▶ **DATA SEGMENT**
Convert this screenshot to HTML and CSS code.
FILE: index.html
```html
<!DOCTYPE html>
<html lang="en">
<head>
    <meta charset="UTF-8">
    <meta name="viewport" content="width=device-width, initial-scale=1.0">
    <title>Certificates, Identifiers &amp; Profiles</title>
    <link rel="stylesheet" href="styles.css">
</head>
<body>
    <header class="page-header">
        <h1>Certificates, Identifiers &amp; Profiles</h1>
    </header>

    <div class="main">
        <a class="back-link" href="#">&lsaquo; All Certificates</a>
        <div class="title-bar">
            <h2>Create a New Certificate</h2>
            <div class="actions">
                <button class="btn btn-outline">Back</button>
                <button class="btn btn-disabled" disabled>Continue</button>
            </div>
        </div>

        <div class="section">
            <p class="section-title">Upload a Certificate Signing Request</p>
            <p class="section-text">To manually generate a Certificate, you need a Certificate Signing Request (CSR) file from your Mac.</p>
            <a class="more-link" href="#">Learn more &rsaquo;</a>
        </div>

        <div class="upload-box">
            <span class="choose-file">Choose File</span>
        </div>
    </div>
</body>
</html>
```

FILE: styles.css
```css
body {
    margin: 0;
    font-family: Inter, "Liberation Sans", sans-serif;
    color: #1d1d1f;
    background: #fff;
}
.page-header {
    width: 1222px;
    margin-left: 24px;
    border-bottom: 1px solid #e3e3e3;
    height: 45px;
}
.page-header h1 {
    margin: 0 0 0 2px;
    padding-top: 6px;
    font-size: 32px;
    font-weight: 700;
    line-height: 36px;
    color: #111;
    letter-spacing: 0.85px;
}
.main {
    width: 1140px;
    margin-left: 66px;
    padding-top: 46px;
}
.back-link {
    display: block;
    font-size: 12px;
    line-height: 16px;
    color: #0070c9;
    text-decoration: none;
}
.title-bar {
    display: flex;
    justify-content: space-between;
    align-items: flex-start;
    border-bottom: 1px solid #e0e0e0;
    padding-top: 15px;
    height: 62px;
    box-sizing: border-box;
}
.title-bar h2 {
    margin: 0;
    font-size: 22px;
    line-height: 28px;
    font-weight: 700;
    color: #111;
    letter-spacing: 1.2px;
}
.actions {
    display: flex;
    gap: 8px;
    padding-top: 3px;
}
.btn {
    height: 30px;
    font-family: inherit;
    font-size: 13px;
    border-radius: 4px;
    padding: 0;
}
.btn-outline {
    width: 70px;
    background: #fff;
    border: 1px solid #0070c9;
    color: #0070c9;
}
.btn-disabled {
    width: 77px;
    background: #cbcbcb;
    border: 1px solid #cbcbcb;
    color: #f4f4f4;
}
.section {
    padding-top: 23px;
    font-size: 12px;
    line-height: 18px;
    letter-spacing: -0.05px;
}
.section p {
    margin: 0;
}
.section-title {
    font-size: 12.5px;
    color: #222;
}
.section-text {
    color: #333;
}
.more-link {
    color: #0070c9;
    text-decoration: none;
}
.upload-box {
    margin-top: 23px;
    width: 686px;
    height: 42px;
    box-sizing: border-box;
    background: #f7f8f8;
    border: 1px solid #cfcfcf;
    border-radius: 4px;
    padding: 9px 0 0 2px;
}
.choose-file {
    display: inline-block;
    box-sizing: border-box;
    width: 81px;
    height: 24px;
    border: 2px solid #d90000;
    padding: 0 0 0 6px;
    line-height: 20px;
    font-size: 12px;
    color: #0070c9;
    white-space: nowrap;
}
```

▶ **WRITTEN PROBLEM**
Using the listing above, reproduce each line without omission.

▶ **ANSWER IN FULL**
Convert this screenshot to HTML and CSS code.
FILE: index.html
```html
<!DOCTYPE html>
<html lang="en">
<head>
    <meta charset="UTF-8">
    <meta name="viewport" content="width=device-width, initial-scale=1.0">
    <title>Certificates, Identifiers &amp; Profiles</title>
    <link rel="stylesheet" href="styles.css">
</head>
<body>
    <header class="page-header">
        <h1>Certificates, Identifiers &amp; Profiles</h1>
    </header>

    <div class="main">
        <a class="back-link" href="#">&lsaquo; All Certificates</a>
        <div class="title-bar">
            <h2>Create a New Certificate</h2>
            <div class="actions">
                <button class="btn btn-outline">Back</button>
                <button class="btn btn-disabled" disabled>Continue</button>
            </div>
        </div>

        <div class="section">
            <p class="section-title">Upload a Certificate Signing Request</p>
            <p class="section-text">To manually generate a Certificate, you need a Certificate Signing Request (CSR) file from your Mac.</p>
            <a class="more-link" href="#">Learn more &rsaquo;</a>
        </div>

        <div class="upload-box">
            <span class="choose-file">Choose File</span>
        </div>
    </div>
</body>
</html>
```

FILE: styles.css
```css
body {
    margin: 0;
    font-family: Inter, "Liberation Sans", sans-serif;
    color: #1d1d1f;
    background: #fff;
}
.page-header {
    width: 1222px;
    margin-left: 24px;
    border-bottom: 1px solid #e3e3e3;
    height: 45px;
}
.page-header h1 {
    margin: 0 0 0 2px;
    padding-top: 6px;
    font-size: 32px;
    font-weight: 700;
    line-height: 36px;
    color: #111;
    letter-spacing: 0.85px;
}
.main {
    width: 1140px;
    margin-left: 66px;
    padding-top: 46px;
}
.back-link {
    display: block;
    font-size: 12px;
    line-height: 16px;
    color: #0070c9;
    text-decoration: none;
}
.title-bar {
    display: flex;
    justify-content: space-between;
    align-items: flex-start;
    border-bottom: 1px solid #e0e0e0;
    padding-top: 15px;
    height: 62px;
    box-sizing: border-box;
}
.title-bar h2 {
    margin: 0;
    font-size: 22px;
    line-height: 28px;
    font-weight: 700;
    color: #111;
    letter-spacing: 1.2px;
}
.actions {
    display: flex;
    gap: 8px;
    padding-top: 3px;
}
.btn {
    height: 30px;
    font-family: inherit;
    font-size: 13px;
    border-radius: 4px;
    padding: 0;
}
.btn-outline {
    width: 70px;
    background: #fff;
    border: 1px solid #0070c9;
    color: #0070c9;
}
.btn-disabled {
    width: 77px;
    background: #cbcbcb;
    border: 1px solid #cbcbcb;
    color: #f4f4f4;
}
.section {
    padding-top: 23px;
    font-size: 12px;
    line-height: 18px;
    letter-spacing: -0.05px;
}
.section p {
    margin: 0;
}
.section-title {
    font-size: 12.5px;
    color: #222;
}
.section-text {
    color: #333;
}
.more-link {
    color: #0070c9;
    text-decoration: none;
}
.upload-box {
    margin-top: 23px;
    width: 686px;
    height: 42px;
    box-sizing: border-box;
    background: #f7f8f8;
    border: 1px solid #cfcfcf;
    border-radius: 4px;
    padding: 9px 0 0 2px;
}
.choose-file {
    display: inline-block;
    box-sizing: border-box;
    width: 81px;
    height: 24px;
    border: 2px solid #d90000;
    padding: 0 0 0 6px;
    line-height: 20px;
    font-size: 12px;
    color: #0070c9;
    white-space: nowrap;
}
```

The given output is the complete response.